Moscow is a madhouse
November 15, 2006
The Publishing house Conserve from Schoorl (Holland) just presented the book Moskou is een gekkenhuis (Moscow is a madhouse) written by Peter d'Hamecourt, correspondant of the Flemish and Dutch radio in Moscow. It's a must for anyone who wants to learn to know the city of the Master and Margarita. On the radio d'Hamecourt is a very good story teller and in his amusing style he presents Moscow as a city for the Muscovites, in which the foreigners are only tolerated - big, exciting, extravagant and one of the most expensive cities in the world. Peter d' Hamecourt starts his tour in the hotel National and he talks of the Kremlin, the pachepeans and the delapitation of historical spots, the metro, the restaurants and the night life, the parks and the culture. And he observes both to the good and the poor aspects.
In an interview with Remco Reiding the author says: "The city is continuously assaulted but in one way or another Moscow always survives. Whatever you do to the city, people keep loving it.“ Which is not only true for the Muscovites. Interested visitors can't escape neither from its strange attraction: "For example, when I step from the plane in Amsterdam I have the feeling of being released from a sanctuary. But the wish to return is, strange enough, always stronger than the impulse to say goodbye forever." A familiar feeling which I share entirely. It's Bulgakov's spirit.
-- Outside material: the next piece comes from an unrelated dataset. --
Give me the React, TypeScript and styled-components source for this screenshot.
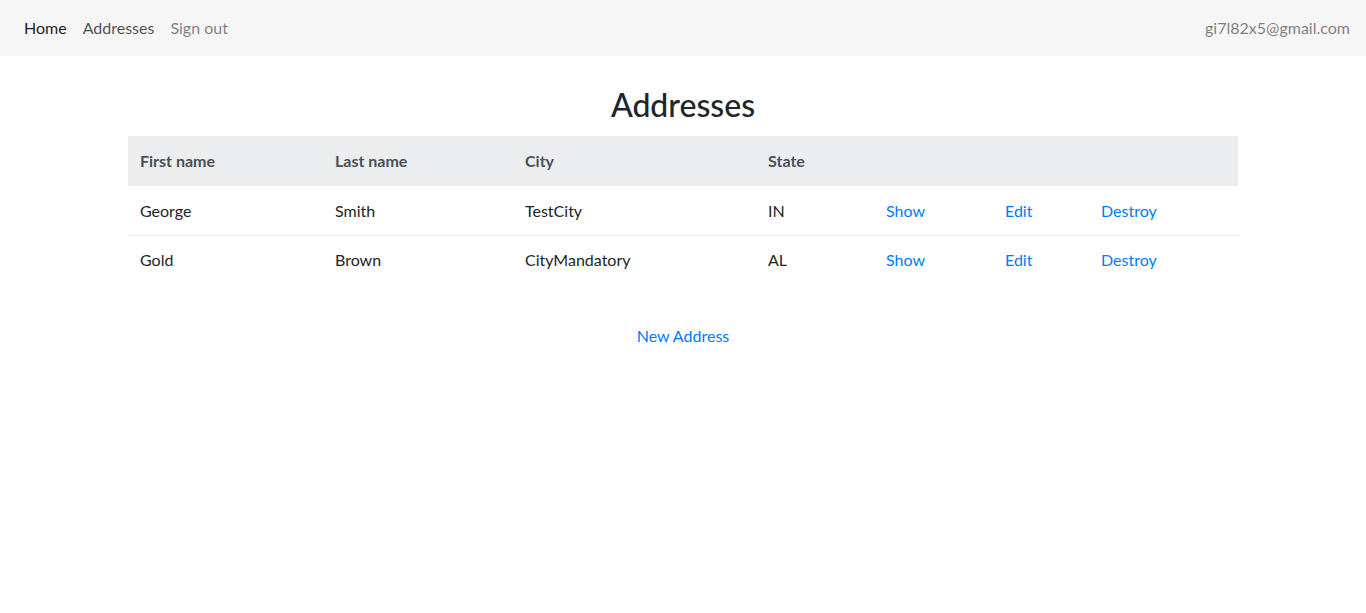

Just one minus for the pictures. In the chapter where d'Hamecourt writes about the restaurants for instance, he publishes a photo of Старая башня (The Old Tower), once one of my favourite places. But if you want to go there, you will find the doors closed. Since some years it is "temporarily closed due to technical reasons". Which is also typical for Moscow, of course... But anyway: a must!